Privacy & effects of posting photos of children on Social Media

The story of a nine year old aboriginal Australian boy was filmed crying by his mother about being bullied has been on news for over a week. She got support from celebrities, Youtubers, and it has turned into a very "feel good" story.

I don't want to be overly cynical, though I do tend to assume parents who do things like this want attention, I'm happy to give the mother the benefit of the doubt, and say she had no selfish intentions. Even so, I think this behaviour is very misguided, and I dread to think of the thousands of bullied children who will likely now have their tears put online in imitation. I genuinely find it odd there has been little warning that this sort of action could backfire.

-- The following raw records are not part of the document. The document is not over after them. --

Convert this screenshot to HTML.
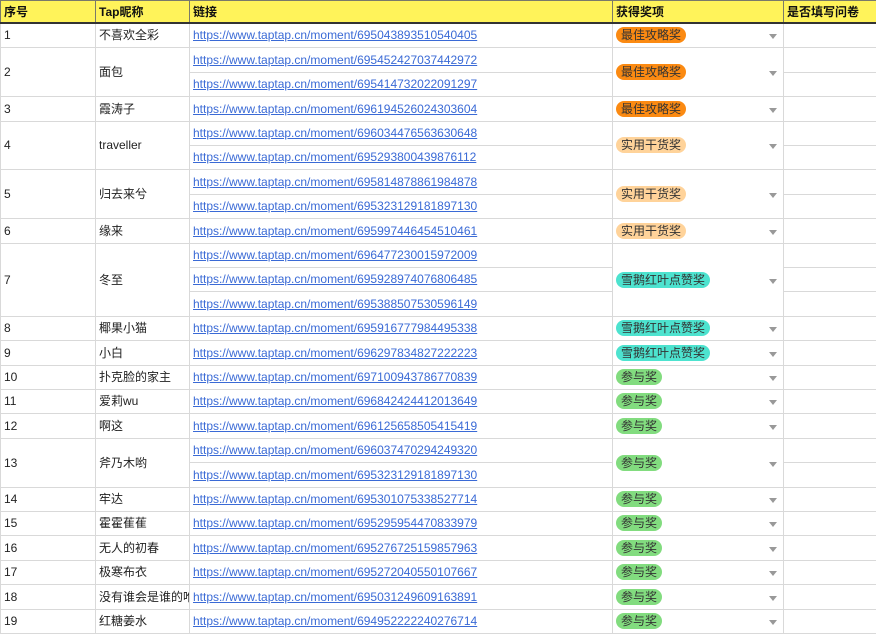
<!DOCTYPE html>
<html><head><meta charset="utf-8"><style>
body{margin:0;width:876px;height:633px;overflow:hidden;background:#fff;font-family:"Liberation Sans","Noto Sans CJK SC",sans-serif;font-size:12px;color:#222}
table{border-collapse:collapse;table-layout:fixed;width:877px}
td{border:1px solid #d9d9d9;padding:0 0 0 3px;white-space:nowrap;overflow:hidden;vertical-align:middle;line-height:14px}
th{background:#fff35a;height:21px;border:1px solid #7a7a6a;border-bottom:2px solid #333;text-align:left;padding:0 0 0 3px;font-weight:bold;font-size:12px;color:#111}
a{color:#3a6ad6;text-decoration:underline}
.aw{position:relative;padding-left:3px}
.aw:after{content:"";position:absolute;right:6px;top:50%;margin-top:-1px;border-left:4px solid transparent;border-right:4px solid transparent;border-top:5px solid #999}
.p{display:inline-block;height:16px;line-height:16px;border-radius:8px;padding:0 5px;color:#333}
.o{background:#fb8a12}.l{background:#ffd39a}.t{background:#4de3cf}.g{background:#82dc7f}
</style></head><body>
<table>
<colgroup><col style="width:95px"><col style="width:94px"><col style="width:423px"><col style="width:171px"><col style="width:94px"></colgroup>
<tr><th>序号</th><th>Tap昵称</th><th>链接</th><th>获得奖项</th><th>是否填写问卷</th></tr>
<tr style="height:24px"><td>1</td><td>不喜欢全彩</td><td><a>https://www.taptap.cn/moment/695043893510540405</a></td><td class="aw"><span class="p o">最佳攻略奖</span></td><td></td></tr>
<tr style="height:25px"><td rowspan="2">2</td><td rowspan="2">面包</td><td><a>https://www.taptap.cn/moment/695452427037442972</a></td><td class="aw" rowspan="2"><span class="p o">最佳攻略奖</span></td><td></td></tr>
<tr style="height:24px"><td><a>https://www.taptap.cn/moment/695414732022091297</a></td><td></td></tr>
<tr style="height:25px"><td>3</td><td>霞涛子</td><td><a>https://www.taptap.cn/moment/696194526024303604</a></td><td class="aw"><span class="p o">最佳攻略奖</span></td><td></td></tr>
<tr style="height:24px"><td rowspan="2">4</td><td rowspan="2">traveller</td><td><a>https://www.taptap.cn/moment/696034476563630648</a></td><td class="aw" rowspan="2"><span class="p l">实用干货奖</span></td><td></td></tr>
<tr style="height:24px"><td><a>https://www.taptap.cn/moment/695293800439876112</a></td><td></td></tr>
<tr style="height:25px"><td rowspan="2">5</td><td rowspan="2">归去来兮</td><td><a>https://www.taptap.cn/moment/695814878861984878</a></td><td class="aw" rowspan="2"><span class="p l">实用干货奖</span></td><td></td></tr>
<tr style="height:24px"><td><a>https://www.taptap.cn/moment/695323129181897130</a></td><td></td></tr>
<tr style="height:25px"><td>6</td><td>缘来</td><td><a>https://www.taptap.cn/moment/695997446454510461</a></td><td class="aw"><span class="p l">实用干货奖</span></td><td></td></tr>
<tr style="height:24px"><td rowspan="3">7</td><td rowspan="3">冬至</td><td><a>https://www.taptap.cn/moment/696477230015972009</a></td><td class="aw" rowspan="3"><span class="p t">雪鹅红叶点赞奖</span></td><td></td></tr>
<tr style="height:24px"><td><a>https://www.taptap.cn/moment/695928974076806485</a></td><td></td></tr>
<tr style="height:25px"><td><a>https://www.taptap.cn/moment/695388507530596149</a></td><td></td></tr>
<tr style="height:24px"><td>8</td><td>椰果小猫</td><td><a>https://www.taptap.cn/moment/695916777984495338</a></td><td class="aw"><span class="p t">雪鹅红叶点赞奖</span></td><td></td></tr>
<tr style="height:25px"><td>9</td><td>小白</td><td><a>https://www.taptap.cn/moment/696297834827222223</a></td><td class="aw"><span class="p t">雪鹅红叶点赞奖</span></td><td></td></tr>
<tr style="height:24px"><td>10</td><td>扑克脸的家主</td><td><a>https://www.taptap.cn/moment/697100943786770839</a></td><td class="aw"><span class="p g">参与奖</span></td><td></td></tr>
<tr style="height:24px"><td>11</td><td>爱莉wu</td><td><a>https://www.taptap.cn/moment/696842424412013649</a></td><td class="aw"><span class="p g">参与奖</span></td><td></td></tr>
<tr style="height:25px"><td>12</td><td>啊这</td><td><a>https://www.taptap.cn/moment/696125658505415419</a></td><td class="aw"><span class="p g">参与奖</span></td><td></td></tr>
<tr style="height:24px"><td rowspan="2">13</td><td rowspan="2">斧乃木哟</td><td><a>https://www.taptap.cn/moment/696037470294249320</a></td><td class="aw" rowspan="2"><span class="p g">参与奖</span></td><td></td></tr>
<tr style="height:25px"><td><a>https://www.taptap.cn/moment/695323129181897130</a></td><td></td></tr>
<tr style="height:24px"><td>14</td><td>牢达</td><td><a>https://www.taptap.cn/moment/695301075338527714</a></td><td class="aw"><span class="p g">参与奖</span></td><td></td></tr>
<tr style="height:24px"><td>15</td><td>霍霍萑萑</td><td><a>https://www.taptap.cn/moment/695295954470833979</a></td><td class="aw"><span class="p g">参与奖</span></td><td></td></tr>
<tr style="height:25px"><td>16</td><td>无人的初春</td><td><a>https://www.taptap.cn/moment/695276725159857963</a></td><td class="aw"><span class="p g">参与奖</span></td><td></td></tr>
<tr style="height:24px"><td>17</td><td>极寒布衣</td><td><a>https://www.taptap.cn/moment/695272040550107667</a></td><td class="aw"><span class="p g">参与奖</span></td><td></td></tr>
<tr style="height:25px"><td>18</td><td>没有谁会是谁的唯一</td><td><a>https://www.taptap.cn/moment/695031249609163891</a></td><td class="aw"><span class="p g">参与奖</span></td><td></td></tr>
<tr style="height:24px"><td>19</td><td>红糖姜水</td><td><a>https://www.taptap.cn/moment/694952222240276714</a></td><td class="aw"><span class="p g">参与奖</span></td><td></td></tr>
</table>
</body></html>
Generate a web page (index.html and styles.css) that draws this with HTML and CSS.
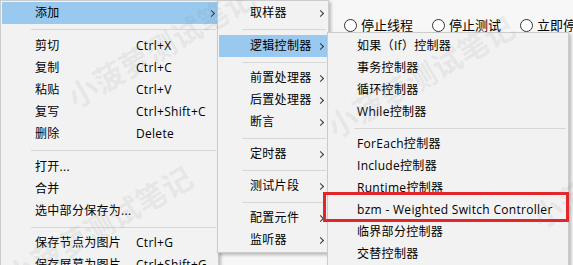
FILE: index.html
```html
<!DOCTYPE html>
<html lang="zh-CN">
<head>
    <meta charset="UTF-8">
    <title>添加 - 逻辑控制器</title>
    <link rel="stylesheet" href="styles.css">
</head>
<body>

<div class="screen">
    <!-- 窗口背后的面板 -->
    <div class="backdrop">
        <div class="radios">
            <span class="radio"><span class="dot"></span>停止线程</span>
            <span class="radio"><span class="dot"></span>停止测试</span>
            <span class="radio"><span class="dot"></span>立即停止线程</span>
        </div>
    </div>

    <!-- 右键菜单 -->
    <ul class="menu menu-main">
        <li class="item active"><span class="label">添加</span><span class="arrow"></span></li>
        <li class="sep"></li>
        <li class="item"><span class="label">剪切</span><span class="key">Ctrl+X</span></li>
        <li class="item"><span class="label">复制</span><span class="key">Ctrl+C</span></li>
        <li class="item"><span class="label">粘贴</span><span class="key">Ctrl+V</span></li>
        <li class="item"><span class="label">复写</span><span class="key">Ctrl+Shift+C</span></li>
        <li class="item"><span class="label">删除</span><span class="key">Delete</span></li>
        <li class="sep"></li>
        <li class="item"><span class="label">打开...</span></li>
        <li class="item"><span class="label">合并</span></li>
        <li class="item"><span class="label">选中部分保存为...</span></li>
        <li class="sep short"></li>
        <li class="item"><span class="label">保存节点为图片</span><span class="key">Ctrl+G</span></li>
        <li class="item"><span class="label">保存屏幕为图片</span><span class="key">Ctrl+Shift+G</span></li>
    </ul>

    <!-- 添加 子菜单 -->
    <ul class="menu menu-add">
        <li class="item"><span class="label">取样器</span><span class="arrow"></span></li>
        <li class="sep"></li>
        <li class="item active"><span class="label">逻辑控制器</span><span class="arrow"></span></li>
        <li class="sep short"></li>
        <li class="item"><span class="label">前置处理器</span><span class="arrow"></span></li>
        <li class="item"><span class="label">后置处理器</span><span class="arrow"></span></li>
        <li class="item"><span class="label">断言</span><span class="arrow"></span></li>
        <li class="sep short"></li>
        <li class="item"><span class="label">定时器</span><span class="arrow"></span></li>
        <li class="sep short"></li>
        <li class="item"><span class="label">测试片段</span><span class="arrow"></span></li>
        <li class="sep short"></li>
        <li class="item"><span class="label">配置元件</span><span class="arrow"></span></li>
        <li class="item"><span class="label">监听器</span><span class="arrow"></span></li>
    </ul>

    <!-- 逻辑控制器 子菜单 -->
    <ul class="menu menu-logic">
        <li class="item"><span class="label">如果（If）控制器</span></li>
        <li class="item"><span class="label">事务控制器</span></li>
        <li class="item"><span class="label">循环控制器</span></li>
        <li class="item"><span class="label">While控制器</span></li>
        <li class="sep short"></li>
        <li class="item"><span class="label">ForEach控制器</span></li>
        <li class="item"><span class="label">Include控制器</span></li>
        <li class="item"><span class="label">Runtime控制器</span></li>
        <li class="item"><span class="label">bzm - Weighted Switch Controller</span></li>
        <li class="item"><span class="label">临界部分控制器</span></li>
        <li class="item"><span class="label">交替控制器</span></li>
    </ul>

    <!-- 标注框 -->
    <div class="highlight-box"></div>

    <!-- 水印 -->
    <div class="watermark wm-1">小菠萝测试笔记</div>
    <div class="watermark wm-2">小菠萝测试笔记</div>
    <div class="watermark wm-3">小菠萝测试笔记</div>
    <div class="watermark wm-4">小菠萝测试笔记</div>
</div>

</body>
</html>
```

FILE: styles.css
```css
body {
    margin: 0;
    font-family: "Open Sans", "Noto Sans CJK SC", sans-serif;
    font-size: 12px;
    color: #000;
    background: #f7f7f7;
}
.screen {
    position: relative;
    width: 573px;
    height: 265px;
    overflow: hidden;
    background: #f7f7f7;
}

/* 背景面板 */
.backdrop {
    padding: 17px 0 0 344px;
}
.radios {
    display: flex;
    gap: 19px;
    font-size: 13px;
    white-space: nowrap;
}
.radio {
    display: flex;
    align-items: center;
    gap: 4px;
    line-height: 16px;
}
.dot {
    width: 11px;
    height: 11px;
    border: 1px solid #333;
    border-radius: 50%;
    background: #fff;
}

/* 菜单 */
.menu {
    position: absolute;
    margin: 0;
    padding: 1px 0;
    list-style: none;
    background: #f2f2f2;
    border: 1px solid #cccccc;
    box-shadow: 2px 2px 3px rgba(0, 0, 0, 0.25);
    box-sizing: border-box;
    letter-spacing: 0.3px;
}
.menu-main {
    left: 0;
    top: 0;
    width: 219px;
    height: 290px;
}
.menu-add {
    left: 217px;
    top: 0;
    width: 112px;
}
.menu-logic {
    left: 327px;
    top: 32px;
    width: 242px;
    height: 300px;
    padding-top: 2px;
}
.item {
    display: flex;
    align-items: center;
    height: 22px;
    line-height: 22px;
    white-space: nowrap;
}
.menu-main .item {
    padding-left: 33px;
    margin: 0 1px;
}
.menu-add .item {
    padding-left: 31px;
    margin: 0 1px;
}
.menu-logic .item {
    padding-left: 29px;
}
.item.active {
    background: #99c9ef;
}
.label {
    flex: none;
}
.menu-main .label {
    width: 101px;
}
.key {
    flex: none;
}
.arrow {
    margin-left: auto;
    margin-right: 3px;
    width: 4px;
    height: 4px;
    border-top: 1px solid #333;
    border-right: 1px solid #333;
    transform: rotate(45deg);
}
.menu-add .arrow {
    margin-right: 4px;
}
.sep {
    height: 11px;
    position: relative;
}
.sep.short {
    height: 10px;
}
.sep::after {
    content: "";
    position: absolute;
    left: 30px;
    right: 2px;
    top: 5px;
    border-top: 1px solid #d7d7d7;
}
.menu-add .sep::after {
    left: 24px;
}
.menu-logic .sep::after {
    left: 26px;
}

/* 红色标注框 */
.highlight-box {
    position: absolute;
    left: 323px;
    top: 192px;
    width: 246px;
    height: 30px;
    border: 3px solid #e4262b;
    box-sizing: border-box;
}

/* 水印 */
.watermark {
    position: absolute;
    font-size: 30px;
    line-height: 40px;
    font-weight: bold;
    color: rgba(120, 120, 120, 0.1);
    white-space: nowrap;
    transform: rotate(-30deg);
    transform-origin: left center;
}
.wm-1 {
    left: 70px;
    top: 80px;
}
.wm-2 {
    left: 330px;
    top: 110px;
}
.wm-3 {
    left: 8px;
    top: 260px;
}
.wm-4 {
    left: 535px;
    top: 200px;
}
```
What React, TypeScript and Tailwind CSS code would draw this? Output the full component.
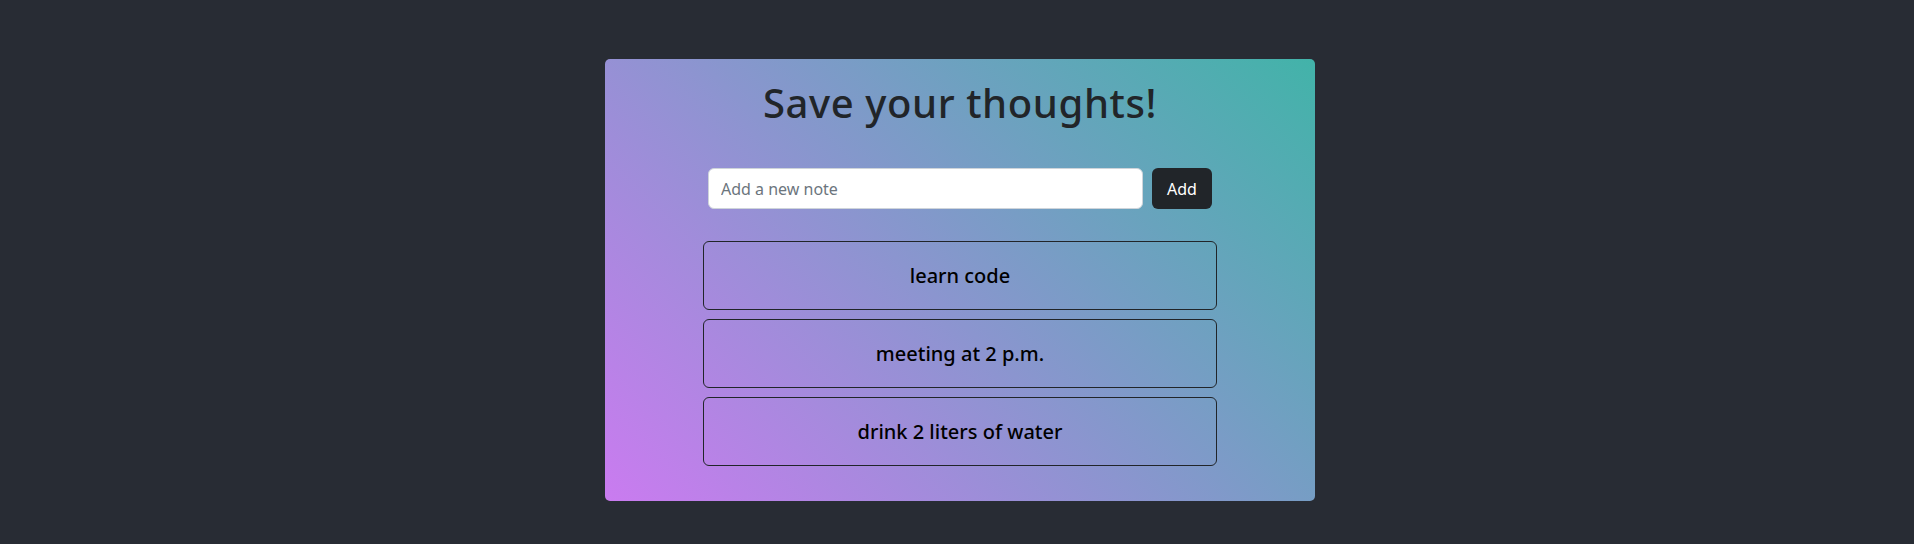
import React, { useState } from 'react';

const initialNotes = ['learn code', 'meeting at 2 p.m.', 'drink 2 liters of water'];

const App: React.FC = () => {
  const [notes, setNotes] = useState<string[]>(initialNotes);
  const [text, setText] = useState('');

  const addNote = (e: React.FormEvent) => {
    e.preventDefault();
    if (!text.trim()) return;
    setNotes([...notes, text.trim()]);
    setText('');
  };

  return (
    <div className="min-h-screen bg-[#282c34] flex justify-center pt-[59px] pl-[6px] font-['Noto_Sans',sans-serif]">
      <div className="w-[710px] h-[442px] rounded-[5px] bg-[linear-gradient(45deg,#ca7bf0,#42b3a9)] flex flex-col items-center">
        <h1 className="mt-[20px] text-[40px] leading-[48px] font-medium tracking-[0.6px] text-[#212529]">
          Save your thoughts!
        </h1>

        <form onSubmit={addNote} className="mt-[41px] flex gap-[9px]">
          <input
            value={text}
            onChange={(e) => setText(e.target.value)}
            placeholder="Add a new note"
            className="w-[435px] h-[41px] px-3 rounded-[6px] bg-white border border-[#ced4da] text-base text-[#212529] placeholder:text-[#6c757d] outline-none"
          />
          <button
            type="submit"
            className="w-[60px] h-[41px] rounded-[6px] bg-[#212529] text-white text-base"
          >
            Add
          </button>
        </form>

        <ul className="mt-[32px] flex flex-col gap-[9px]">
          {notes.map((note) => (
            <li
              key={note}
              className="w-[514px] h-[69px] flex items-center justify-center rounded-[6px] border border-[#212529] text-[20px] font-medium text-black"
            >
              {note}
            </li>
          ))}
        </ul>
      </div>
    </div>
  );
};

export default App;
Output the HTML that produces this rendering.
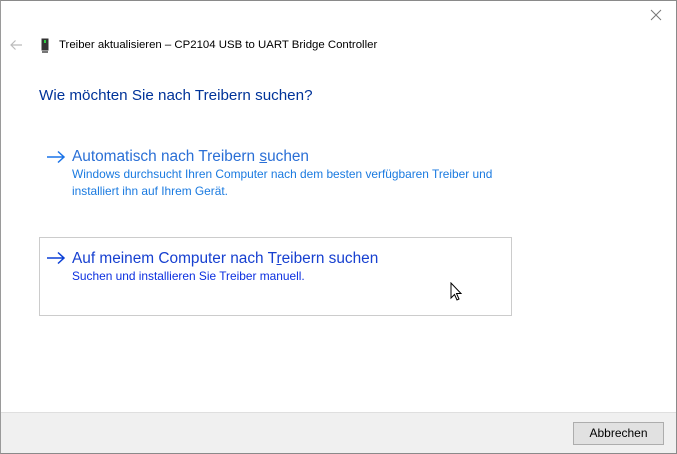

A nine year old boy can't consent to this sort of thing. I don't know if he agreed for his mother to share the video, but even if he did, he's too young to understand the lifelong impact this will have. I'm sure he's enjoying all the kind words and attention from various celebrities right now, but it's just a fifteen minutes of fame. I can only imagine the joy of the bullies in a few years time when they find this video- as they inevitably will.

This might make a wider rallying point against bullying, but the first duty of a parent is to protect their child, and I feel any parent who publicises their child's distress has failed to do that.